Shadab has not done anything of note in this tournament. He was scored off easily in the India match. He bowled only 5 overs against South Africa. Today, he had Jonny Bairstow dropped, got a caught-behind appeal given against Eoin Morgan (it was overturned), and got Joe Root. His figures read 9-0-40-1. Take the first 2 overs away, and they read 7-0-27-1. Remember, England have been scoring at 6.26 since the 2015 World Cup.

Shadab is 18. He played his first List A match barely a year back.

Oh, and of course, there was Junaid Khan, who has played 8 ODIs in two years before today. Four years back Pakistan played the Champions Trophy with three left-arm fast bowlers Mohammad Irfan, Wahab, and Junaid. This time they do not have Irfan and have lost Wahab midway, but they have Junaid, have found Aamer, and have found Rumman from some obscure excavation.

Think of the attack: a fast bowler back from a five-year ban last year; another who plays misses more than misses; two debutants; a teenage spinner; and three batsmen who bowl (Mohammad Hafeez, Imad Wasim, and Shoaib Malik).

That was the attack that won them three consecutive matches after they were demolished by India. No, that does not make any sense.

But hey, there was more. Pakistan fielded a different lot for the last three matches. They chased the ball like their lives depended on it. They flung themselves on the ground. No, they were not perfect: but every mis-field was followed by spectacular efforts, which did not make sense after the lacklustre show against India.

Either that team was Pakistan or this team is.
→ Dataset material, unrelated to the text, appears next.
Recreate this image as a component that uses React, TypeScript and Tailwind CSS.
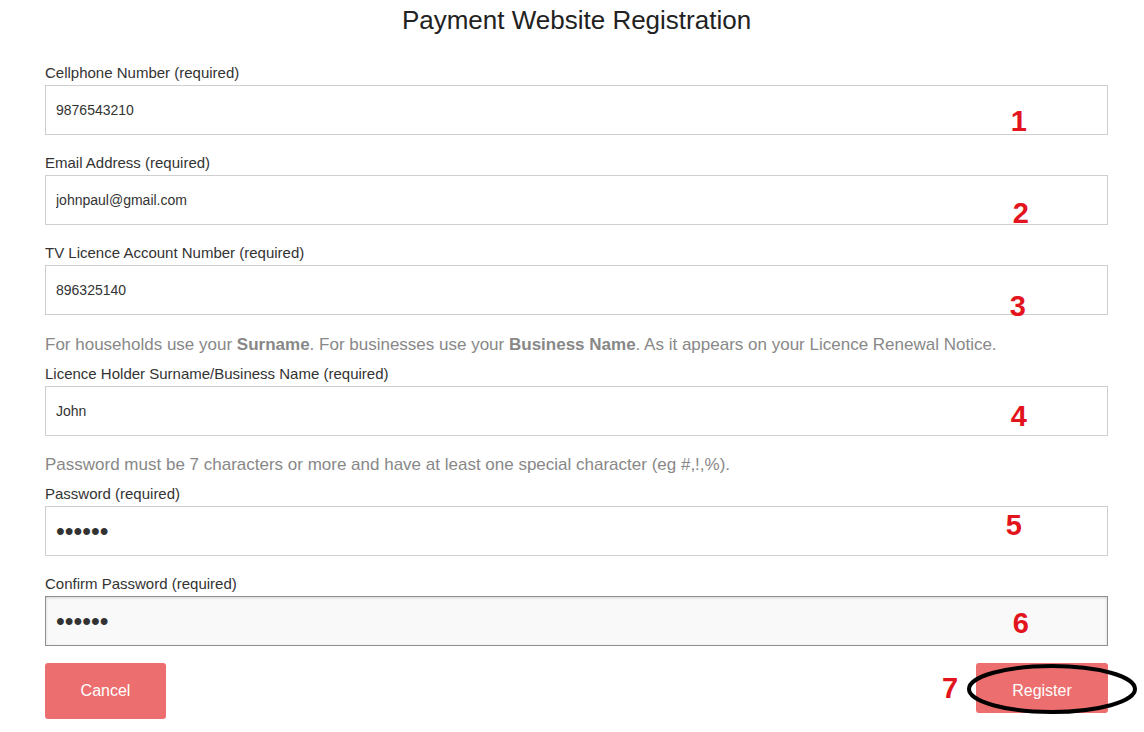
import React from 'react';

type Field = {
    label: string;
    value: string;
    mark: string;
    markClass: string;
    type?: string;
    hint?: React.ReactNode;
    hintClass?: string;
    focused?: boolean;
};

const fields: Field[] = [
    { label: 'Cellphone Number (required)', value: '9876543210', mark: '1', markClass: 'right-[81px] top-[20px]' },
    { label: 'Email Address (required)', value: 'johnpaul@gmail.com', mark: '2', markClass: 'right-[79px] top-[22px]' },
    { label: 'TV Licence Account Number (required)', value: '896325140', mark: '3', markClass: 'right-[82px] top-[25px]' },
    {
        label: 'Licence Holder Surname/Business Name (required)',
        value: 'John',
        mark: '4',
        markClass: 'right-[81px] top-[14px]',
        hintClass: 'mt-[1px]',
        hint: (
            <>
                For households use your <b className="font-bold">Surname</b>. For businesses use your{' '}
                <b className="font-bold">Business Name</b>. As it appears on your Licence Renewal Notice.
            </>
        ),
    },
    {
        label: 'Password (required)',
        value: '123456',
        type: 'password',
        mark: '5',
        markClass: 'right-[86px] top-[3px]',
        hintClass: 'mt-0',
        hint: 'Password must be 7 characters or more and have at least one special character (eg #,!,%).',
    },
    { label: 'Confirm Password (required)', value: '123456', type: 'password', mark: '6', markClass: 'right-[79px] top-[11px]', focused: true },
];

function Mark({ children, className }: { children: string; className: string }) {
    return (
        <span className={`absolute text-[29px] leading-[32px] font-bold text-[#e3141d] pointer-events-none ${className}`}>
            {children}
        </span>
    );
}

export default function App() {
    return (
        <div className="min-h-[732px] bg-white pl-[45px] pr-[36px] font-['Liberation_Sans',Arial,sans-serif] text-[#333]">
            <h1 className="text-center text-[26px] leading-[40px] text-[#222]">Payment Website Registration</h1>

            <div className="flex flex-col">
                {fields.map((f, i) => (
                    <div key={f.label} className={i === 0 ? 'mt-[23px]' : 'mt-[18px]'}>
                        {f.hint && (
                            <p className={`text-[17px] leading-[22px] text-[#888] mb-[8px] ${f.hintClass ?? ''}`}>{f.hint}</p>
                        )}
                        <label className="block text-[15px] leading-[20px] text-[#333]">{f.label}</label>
                        <div className="relative mt-[2px]">
                            <input
                                readOnly
                                type={f.type ?? 'text'}
                                defaultValue={f.value}
                                className={
                                    (f.type === 'password' ? 'text-[25px] ' : 'text-[14px] ') +
                                    (f.focused
                                        ? 'w-full h-[50px] px-[10px] text-[#333] border border-[#8f8f8f] bg-[#f9f9f9] shadow-[inset_0_1px_3px_rgba(0,0,0,0.15)] outline-none'
                                        : 'w-full h-[50px] px-[10px] text-[#333] border border-[#cfcfcf] bg-white outline-none')
                                }
                            />
                            <Mark className={f.markClass}>{f.mark}</Mark>
                        </div>
                    </div>
                ))}
            </div>

            <div className="flex items-start justify-between mt-[17px]">
                <button className="w-[121px] h-[56px] rounded-[3px] bg-[#ec6e6e] text-white text-[16px]">Cancel</button>
                <div className="relative">
                    <button className="w-[132px] h-[50px] pt-[6px] rounded-[3px] bg-[#ec6e6e] text-white text-[16px]">Register</button>
                    <span className="absolute -left-[34px] top-[9px] text-[29px] leading-[32px] font-bold text-[#e3141d]">7</span>
                    <svg className="absolute -left-[10px] top-[0px] pointer-events-none overflow-visible" width="170" height="52" viewBox="0 0 170 52">
                        <ellipse cx="86" cy="26" rx="83" ry="23" fill="none" stroke="#000" strokeWidth="4" />
                    </svg>
                </div>
            </div>
        </div>
    );
}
They could not have been the same team.

There is no system, no pattern in the entire concept. Their board personnel change more frequently than Fakhar hits fours. One of their T20 teams is named called Zebras.

Nothing makes sense in Pakistan cricket. They bowl wides. They play ugly, irresponsible shots to get out in crunch situations. Their fielding is so ridiculous at times that they leave even their staunchest supporters in splits.

Misbah-ul-Haq, their last Test captain played till 43 and had scored a hundred in his maiden Test on English soil, in orange boots.

None of this fits into the profile of a side that keeps beating strong sides. And yet, they do, making pundits tear their hair in despair.

The Australians and Englishmen and Indians and everyone else can go on harping about system and mental disintegration and how winning is a habit and whatnot. That is the wise, the scientific way to go about it.

What they should not do, however, is make a prediction when Pakistan are playing cricket. It is not the wisest thing to do.